◆ JOB: Each line containing the word "Tailwind" must be reported.

== PROVIDED INFORMATION ==

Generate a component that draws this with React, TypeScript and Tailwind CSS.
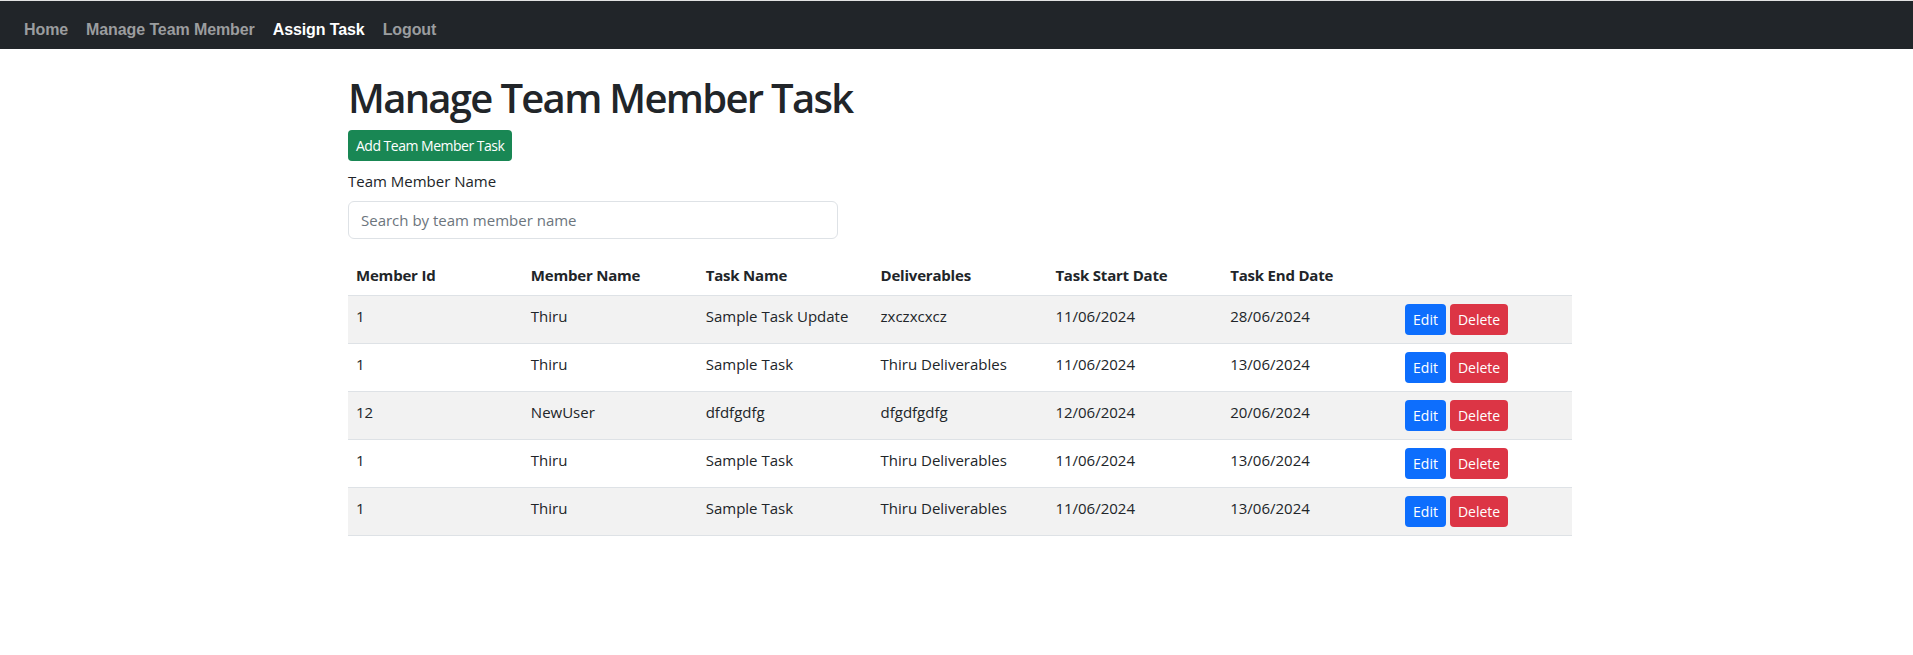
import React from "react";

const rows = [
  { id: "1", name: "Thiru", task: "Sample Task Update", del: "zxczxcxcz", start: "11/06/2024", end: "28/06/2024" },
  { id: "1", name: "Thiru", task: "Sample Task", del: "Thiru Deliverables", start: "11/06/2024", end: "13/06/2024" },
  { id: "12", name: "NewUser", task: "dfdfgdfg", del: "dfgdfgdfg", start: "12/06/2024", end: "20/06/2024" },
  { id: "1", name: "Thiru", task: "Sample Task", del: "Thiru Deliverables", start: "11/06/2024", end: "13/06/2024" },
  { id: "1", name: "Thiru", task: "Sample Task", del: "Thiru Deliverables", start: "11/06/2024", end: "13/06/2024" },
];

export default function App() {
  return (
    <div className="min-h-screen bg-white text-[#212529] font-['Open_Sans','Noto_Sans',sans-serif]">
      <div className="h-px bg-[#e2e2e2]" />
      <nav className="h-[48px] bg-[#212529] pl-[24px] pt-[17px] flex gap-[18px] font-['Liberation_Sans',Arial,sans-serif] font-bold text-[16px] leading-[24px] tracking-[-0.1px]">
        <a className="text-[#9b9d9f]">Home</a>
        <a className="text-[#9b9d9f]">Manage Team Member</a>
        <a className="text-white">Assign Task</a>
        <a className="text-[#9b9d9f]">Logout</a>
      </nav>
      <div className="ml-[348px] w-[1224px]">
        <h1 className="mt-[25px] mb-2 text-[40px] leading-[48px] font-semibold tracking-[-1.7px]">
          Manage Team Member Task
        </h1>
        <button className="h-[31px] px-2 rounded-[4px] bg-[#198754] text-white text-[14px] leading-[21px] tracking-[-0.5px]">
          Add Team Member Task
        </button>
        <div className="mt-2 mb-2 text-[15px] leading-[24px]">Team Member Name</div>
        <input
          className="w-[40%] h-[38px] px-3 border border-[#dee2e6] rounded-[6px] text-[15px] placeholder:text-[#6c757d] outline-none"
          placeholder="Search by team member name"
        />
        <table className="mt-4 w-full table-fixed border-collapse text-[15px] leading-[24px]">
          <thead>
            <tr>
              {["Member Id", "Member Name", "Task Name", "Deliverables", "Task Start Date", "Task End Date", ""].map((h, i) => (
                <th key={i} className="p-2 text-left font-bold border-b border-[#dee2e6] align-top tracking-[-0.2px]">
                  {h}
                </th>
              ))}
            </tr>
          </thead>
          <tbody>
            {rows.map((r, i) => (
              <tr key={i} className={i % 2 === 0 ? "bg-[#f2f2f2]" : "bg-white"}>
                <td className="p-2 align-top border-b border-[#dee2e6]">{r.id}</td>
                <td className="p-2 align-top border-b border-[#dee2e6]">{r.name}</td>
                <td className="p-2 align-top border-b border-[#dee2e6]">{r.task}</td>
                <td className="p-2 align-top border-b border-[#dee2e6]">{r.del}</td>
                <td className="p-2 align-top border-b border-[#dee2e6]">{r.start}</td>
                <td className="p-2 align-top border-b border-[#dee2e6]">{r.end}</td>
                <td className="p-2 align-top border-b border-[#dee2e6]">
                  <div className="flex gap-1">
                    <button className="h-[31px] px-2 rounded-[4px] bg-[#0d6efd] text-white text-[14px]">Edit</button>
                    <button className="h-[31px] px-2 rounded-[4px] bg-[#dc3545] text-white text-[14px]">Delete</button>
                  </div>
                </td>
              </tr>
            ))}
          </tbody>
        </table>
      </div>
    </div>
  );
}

===
== PROVIDED INFORMATION ==

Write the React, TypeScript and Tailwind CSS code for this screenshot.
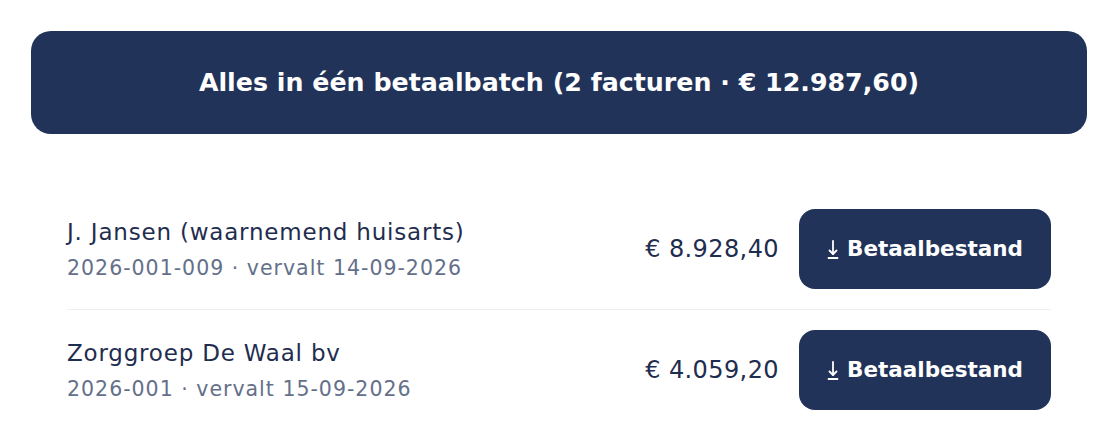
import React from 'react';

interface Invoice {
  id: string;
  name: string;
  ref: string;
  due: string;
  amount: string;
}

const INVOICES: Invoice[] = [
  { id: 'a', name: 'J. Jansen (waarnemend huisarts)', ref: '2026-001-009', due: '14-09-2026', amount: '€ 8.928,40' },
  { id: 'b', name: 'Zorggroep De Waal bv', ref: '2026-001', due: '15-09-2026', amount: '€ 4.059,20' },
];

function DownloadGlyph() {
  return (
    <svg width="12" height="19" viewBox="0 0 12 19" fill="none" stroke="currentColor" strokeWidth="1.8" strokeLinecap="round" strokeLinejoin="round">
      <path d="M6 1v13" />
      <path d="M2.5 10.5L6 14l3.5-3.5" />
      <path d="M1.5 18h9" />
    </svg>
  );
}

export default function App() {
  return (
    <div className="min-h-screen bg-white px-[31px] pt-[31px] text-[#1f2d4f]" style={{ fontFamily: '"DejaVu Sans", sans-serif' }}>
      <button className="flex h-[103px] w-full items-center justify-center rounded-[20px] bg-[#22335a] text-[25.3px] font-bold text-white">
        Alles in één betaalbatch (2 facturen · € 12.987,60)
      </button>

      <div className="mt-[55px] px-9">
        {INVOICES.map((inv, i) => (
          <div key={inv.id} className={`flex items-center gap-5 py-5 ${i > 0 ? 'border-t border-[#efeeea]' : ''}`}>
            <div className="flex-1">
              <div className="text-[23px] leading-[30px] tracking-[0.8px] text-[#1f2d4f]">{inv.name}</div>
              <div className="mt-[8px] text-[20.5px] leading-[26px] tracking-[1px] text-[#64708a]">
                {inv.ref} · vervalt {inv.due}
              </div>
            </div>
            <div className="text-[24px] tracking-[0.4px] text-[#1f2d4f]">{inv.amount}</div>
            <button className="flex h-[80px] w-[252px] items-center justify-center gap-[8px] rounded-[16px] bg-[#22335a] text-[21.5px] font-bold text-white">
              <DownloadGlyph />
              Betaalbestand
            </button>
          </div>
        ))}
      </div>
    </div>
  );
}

===

◆ RIGHT ANSWER:
Generate a component that draws this with React, TypeScript and Tailwind CSS.
Write the React, TypeScript and Tailwind CSS code for this screenshot.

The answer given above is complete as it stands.